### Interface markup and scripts
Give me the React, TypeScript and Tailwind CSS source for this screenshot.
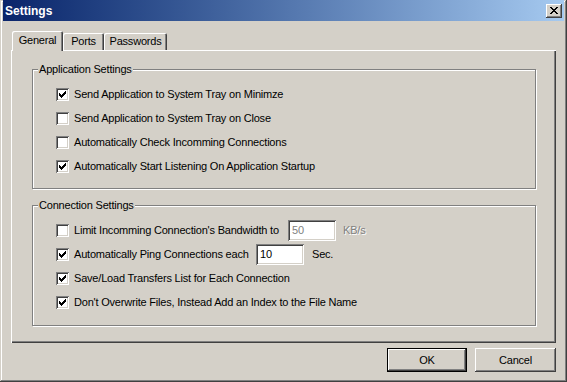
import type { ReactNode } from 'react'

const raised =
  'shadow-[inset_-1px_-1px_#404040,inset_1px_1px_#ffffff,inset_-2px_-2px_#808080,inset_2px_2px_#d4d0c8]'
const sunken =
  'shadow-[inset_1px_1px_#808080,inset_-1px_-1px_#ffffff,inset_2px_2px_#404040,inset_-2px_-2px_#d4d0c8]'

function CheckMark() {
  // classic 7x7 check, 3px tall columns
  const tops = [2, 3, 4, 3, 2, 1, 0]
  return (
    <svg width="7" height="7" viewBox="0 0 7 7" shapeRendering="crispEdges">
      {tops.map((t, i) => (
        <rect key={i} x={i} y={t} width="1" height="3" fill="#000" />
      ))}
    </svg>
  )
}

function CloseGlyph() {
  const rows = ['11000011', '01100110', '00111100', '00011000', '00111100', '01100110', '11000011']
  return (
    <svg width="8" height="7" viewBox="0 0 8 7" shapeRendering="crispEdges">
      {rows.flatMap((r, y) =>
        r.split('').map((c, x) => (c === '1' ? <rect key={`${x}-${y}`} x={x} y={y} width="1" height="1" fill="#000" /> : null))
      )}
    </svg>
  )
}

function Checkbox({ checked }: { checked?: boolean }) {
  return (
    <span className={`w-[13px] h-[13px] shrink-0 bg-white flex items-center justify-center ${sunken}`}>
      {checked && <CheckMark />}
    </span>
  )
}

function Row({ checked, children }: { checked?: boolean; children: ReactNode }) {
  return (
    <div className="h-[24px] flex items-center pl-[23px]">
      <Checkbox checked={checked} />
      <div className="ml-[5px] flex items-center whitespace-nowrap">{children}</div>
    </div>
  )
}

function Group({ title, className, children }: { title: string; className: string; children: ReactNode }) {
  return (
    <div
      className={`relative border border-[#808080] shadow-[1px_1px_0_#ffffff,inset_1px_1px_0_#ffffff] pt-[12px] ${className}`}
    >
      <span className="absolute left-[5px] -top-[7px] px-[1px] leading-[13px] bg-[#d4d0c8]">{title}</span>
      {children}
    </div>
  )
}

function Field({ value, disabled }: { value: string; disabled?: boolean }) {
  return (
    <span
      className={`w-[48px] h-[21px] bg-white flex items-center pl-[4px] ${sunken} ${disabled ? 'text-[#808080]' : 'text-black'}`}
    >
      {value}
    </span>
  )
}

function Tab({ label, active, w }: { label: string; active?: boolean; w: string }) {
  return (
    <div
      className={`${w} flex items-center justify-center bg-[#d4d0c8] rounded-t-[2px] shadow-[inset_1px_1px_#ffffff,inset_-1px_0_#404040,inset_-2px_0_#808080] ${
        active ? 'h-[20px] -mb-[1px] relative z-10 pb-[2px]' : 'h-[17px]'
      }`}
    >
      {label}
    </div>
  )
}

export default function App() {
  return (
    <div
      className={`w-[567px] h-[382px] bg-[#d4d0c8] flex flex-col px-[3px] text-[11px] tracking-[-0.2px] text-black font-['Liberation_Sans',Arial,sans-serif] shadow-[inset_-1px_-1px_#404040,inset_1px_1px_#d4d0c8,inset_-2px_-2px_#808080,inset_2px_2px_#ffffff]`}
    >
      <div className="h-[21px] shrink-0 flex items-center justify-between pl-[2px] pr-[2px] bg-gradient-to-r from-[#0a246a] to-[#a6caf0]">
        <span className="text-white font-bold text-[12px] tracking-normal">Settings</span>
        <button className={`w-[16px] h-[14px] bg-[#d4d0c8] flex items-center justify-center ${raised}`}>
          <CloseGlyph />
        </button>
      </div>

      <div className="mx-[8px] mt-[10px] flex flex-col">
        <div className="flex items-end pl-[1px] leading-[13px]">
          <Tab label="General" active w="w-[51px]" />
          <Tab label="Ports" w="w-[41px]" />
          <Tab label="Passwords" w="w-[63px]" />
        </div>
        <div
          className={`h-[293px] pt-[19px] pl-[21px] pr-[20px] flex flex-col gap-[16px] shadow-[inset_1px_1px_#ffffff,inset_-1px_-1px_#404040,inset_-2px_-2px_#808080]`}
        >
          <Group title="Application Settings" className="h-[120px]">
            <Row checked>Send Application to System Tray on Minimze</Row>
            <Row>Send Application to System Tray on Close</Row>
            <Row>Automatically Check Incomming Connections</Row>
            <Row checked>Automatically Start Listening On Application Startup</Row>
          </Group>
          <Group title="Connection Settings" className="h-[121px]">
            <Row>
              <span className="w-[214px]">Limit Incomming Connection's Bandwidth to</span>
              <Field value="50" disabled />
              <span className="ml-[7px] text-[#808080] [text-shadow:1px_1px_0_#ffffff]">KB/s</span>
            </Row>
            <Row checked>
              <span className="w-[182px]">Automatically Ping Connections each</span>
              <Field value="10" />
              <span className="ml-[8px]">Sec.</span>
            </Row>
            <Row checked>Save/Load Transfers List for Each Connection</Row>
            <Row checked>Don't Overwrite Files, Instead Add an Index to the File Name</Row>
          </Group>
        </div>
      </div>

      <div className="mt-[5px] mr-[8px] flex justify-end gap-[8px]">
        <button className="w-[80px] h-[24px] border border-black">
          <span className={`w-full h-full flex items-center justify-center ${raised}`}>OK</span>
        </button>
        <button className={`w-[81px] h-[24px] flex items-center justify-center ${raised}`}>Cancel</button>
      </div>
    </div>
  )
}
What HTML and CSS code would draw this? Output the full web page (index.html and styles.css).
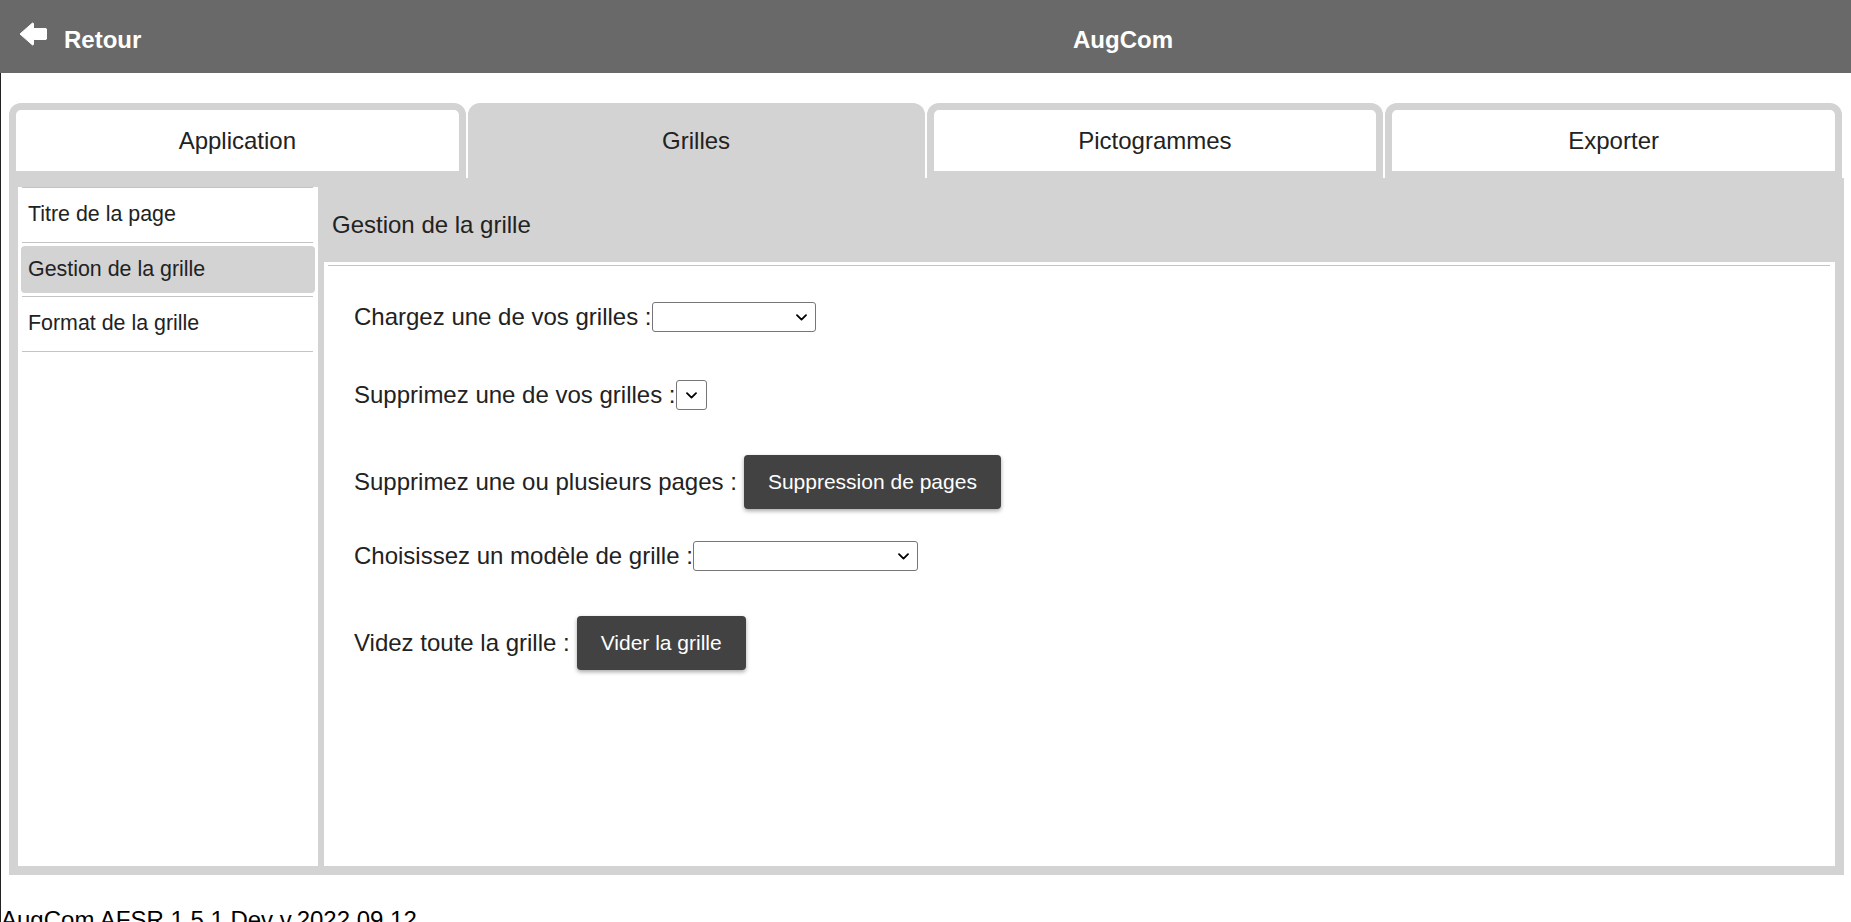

### YOUR GOAL
Output, exactly, all the records above; include no pictures.

### FULL RESPONSE
Give me the React, TypeScript and Tailwind CSS source for this screenshot.
import type { ReactNode } from 'react'

const raised =
  'shadow-[inset_-1px_-1px_#404040,inset_1px_1px_#ffffff,inset_-2px_-2px_#808080,inset_2px_2px_#d4d0c8]'
const sunken =
  'shadow-[inset_1px_1px_#808080,inset_-1px_-1px_#ffffff,inset_2px_2px_#404040,inset_-2px_-2px_#d4d0c8]'

function CheckMark() {
  // classic 7x7 check, 3px tall columns
  const tops = [2, 3, 4, 3, 2, 1, 0]
  return (
    <svg width="7" height="7" viewBox="0 0 7 7" shapeRendering="crispEdges">
      {tops.map((t, i) => (
        <rect key={i} x={i} y={t} width="1" height="3" fill="#000" />
      ))}
    </svg>
  )
}

function CloseGlyph() {
  const rows = ['11000011', '01100110', '00111100', '00011000', '00111100', '01100110', '11000011']
  return (
    <svg width="8" height="7" viewBox="0 0 8 7" shapeRendering="crispEdges">
      {rows.flatMap((r, y) =>
        r.split('').map((c, x) => (c === '1' ? <rect key={`${x}-${y}`} x={x} y={y} width="1" height="1" fill="#000" /> : null))
      )}
    </svg>
  )
}

function Checkbox({ checked }: { checked?: boolean }) {
  return (
    <span className={`w-[13px] h-[13px] shrink-0 bg-white flex items-center justify-center ${sunken}`}>
      {checked && <CheckMark />}
    </span>
  )
}

function Row({ checked, children }: { checked?: boolean; children: ReactNode }) {
  return (
    <div className="h-[24px] flex items-center pl-[23px]">
      <Checkbox checked={checked} />
      <div className="ml-[5px] flex items-center whitespace-nowrap">{children}</div>
    </div>
  )
}

function Group({ title, className, children }: { title: string; className: string; children: ReactNode }) {
  return (
    <div
      className={`relative border border-[#808080] shadow-[1px_1px_0_#ffffff,inset_1px_1px_0_#ffffff] pt-[12px] ${className}`}
    >
      <span className="absolute left-[5px] -top-[7px] px-[1px] leading-[13px] bg-[#d4d0c8]">{title}</span>
      {children}
    </div>
  )
}

function Field({ value, disabled }: { value: string; disabled?: boolean }) {
  return (
    <span
      className={`w-[48px] h-[21px] bg-white flex items-center pl-[4px] ${sunken} ${disabled ? 'text-[#808080]' : 'text-black'}`}
    >
      {value}
    </span>
  )
}

function Tab({ label, active, w }: { label: string; active?: boolean; w: string }) {
  return (
    <div
      className={`${w} flex items-center justify-center bg-[#d4d0c8] rounded-t-[2px] shadow-[inset_1px_1px_#ffffff,inset_-1px_0_#404040,inset_-2px_0_#808080] ${
        active ? 'h-[20px] -mb-[1px] relative z-10 pb-[2px]' : 'h-[17px]'
      }`}
    >
      {label}
    </div>
  )
}

export default function App() {
  return (
    <div
      className={`w-[567px] h-[382px] bg-[#d4d0c8] flex flex-col px-[3px] text-[11px] tracking-[-0.2px] text-black font-['Liberation_Sans',Arial,sans-serif] shadow-[inset_-1px_-1px_#404040,inset_1px_1px_#d4d0c8,inset_-2px_-2px_#808080,inset_2px_2px_#ffffff]`}
    >
      <div className="h-[21px] shrink-0 flex items-center justify-between pl-[2px] pr-[2px] bg-gradient-to-r from-[#0a246a] to-[#a6caf0]">
        <span className="text-white font-bold text-[12px] tracking-normal">Settings</span>
        <button className={`w-[16px] h-[14px] bg-[#d4d0c8] flex items-center justify-center ${raised}`}>
          <CloseGlyph />
        </button>
      </div>

      <div className="mx-[8px] mt-[10px] flex flex-col">
        <div className="flex items-end pl-[1px] leading-[13px]">
          <Tab label="General" active w="w-[51px]" />
          <Tab label="Ports" w="w-[41px]" />
          <Tab label="Passwords" w="w-[63px]" />
        </div>
        <div
          className={`h-[293px] pt-[19px] pl-[21px] pr-[20px] flex flex-col gap-[16px] shadow-[inset_1px_1px_#ffffff,inset_-1px_-1px_#404040,inset_-2px_-2px_#808080]`}
        >
          <Group title="Application Settings" className="h-[120px]">
            <Row checked>Send Application to System Tray on Minimze</Row>
            <Row>Send Application to System Tray on Close</Row>
            <Row>Automatically Check Incomming Connections</Row>
            <Row checked>Automatically Start Listening On Application Startup</Row>
          </Group>
          <Group title="Connection Settings" className="h-[121px]">
            <Row>
              <span className="w-[214px]">Limit Incomming Connection's Bandwidth to</span>
              <Field value="50" disabled />
              <span className="ml-[7px] text-[#808080] [text-shadow:1px_1px_0_#ffffff]">KB/s</span>
            </Row>
            <Row checked>
              <span className="w-[182px]">Automatically Ping Connections each</span>
              <Field value="10" />
              <span className="ml-[8px]">Sec.</span>
            </Row>
            <Row checked>Save/Load Transfers List for Each Connection</Row>
            <Row checked>Don't Overwrite Files, Instead Add an Index to the File Name</Row>
          </Group>
        </div>
      </div>

      <div className="mt-[5px] mr-[8px] flex justify-end gap-[8px]">
        <button className="w-[80px] h-[24px] border border-black">
          <span className={`w-full h-full flex items-center justify-center ${raised}`}>OK</span>
        </button>
        <button className={`w-[81px] h-[24px] flex items-center justify-center ${raised}`}>Cancel</button>
      </div>
    </div>
  )
}
What HTML and CSS code would draw this? Output the full web page (index.html and styles.css).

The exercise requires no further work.